I’ve been happily using IPFire many years at my former company, now I’m evaluating it again for replacing our current VPN-solution.
Currently I’m struggling with the setup of the mail-server. We have a dedicated mail-relay here that can be used by internal whitelisted devices. The service runs plain SMTP with not auth needed.
I also tried with an IP instead of hostname for the server address.
When I click “Send test mail”, nothing happens. No email is sent, not even a connection attempt is made to the server host.
Could it be that non-authenticated SMTP does no longer work?
How can I debug this on the shell?
Thanks!
Just a quick check after enabling and setting up the mail service page did you press the Save button before pressing the Send test mail button?
Is your mail-relay in the green zone of your IPFire network?
Can you shown what is in the IPFire logs for this.
Press the Send test mail button and then go to the WUI menu Logs - System Logs - then select mail in the dropdown selection box marked Section: and choose Mail. Then press the Update button.
You will then see the log info for the dma mail system.
Of course, I saved the settings everytime.
The relay is not in the same subnet, but the host can reach the other subnet via routing. I tried ping to that host and that works.

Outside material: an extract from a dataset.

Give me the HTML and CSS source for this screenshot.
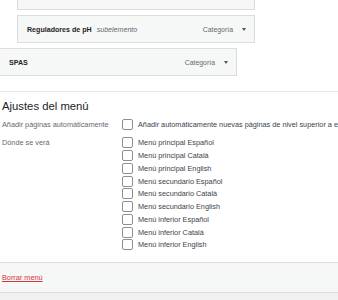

In the log there are entries like this one:
11:13:47
dma[540379.3d470430]:
trying delivery
11:13:47
dma[540379.3d470430]:
using smarthost (mail-relay.xxxx.yyyy:25)
11:13:47
dma[540379.3d470430]:
trying remote delivery to mail-relay.xxxx.yyyy [192.168.xx.yyy] pref 0
11:13:47
dma[540379.3d470430]:
connect to mail-relay.xxxx.yyyy [192.168.xx.yyy] failed: Connection refused
Actually, the IPFire does not reach the mail-relay. There isn’t even any trace of an connect-attempts in the connection-table of the relay host.
Also, on the internal firewall that connects the two subnets (green and the subnet where the relay is in) does not show any log-entry that a TCP connect is made.
So it look to me as if the “connection refused” is already triggered on the IPFire itself before it actually tries to make an outgoing connection.
Oh, I think I found the reason: It seems that IPFire always uses the RED IP when connecting to the SMTP-server, no matter where it actually is.
Can this be changed somewhere, maybe via a firewall-rule?
Okay, I found the solution myself: I needed to add static routes for these networks.
Now it works.
Thanks, Adolf, for the hint with the logs. I did not remember that. Too long ago when I last used IPFire.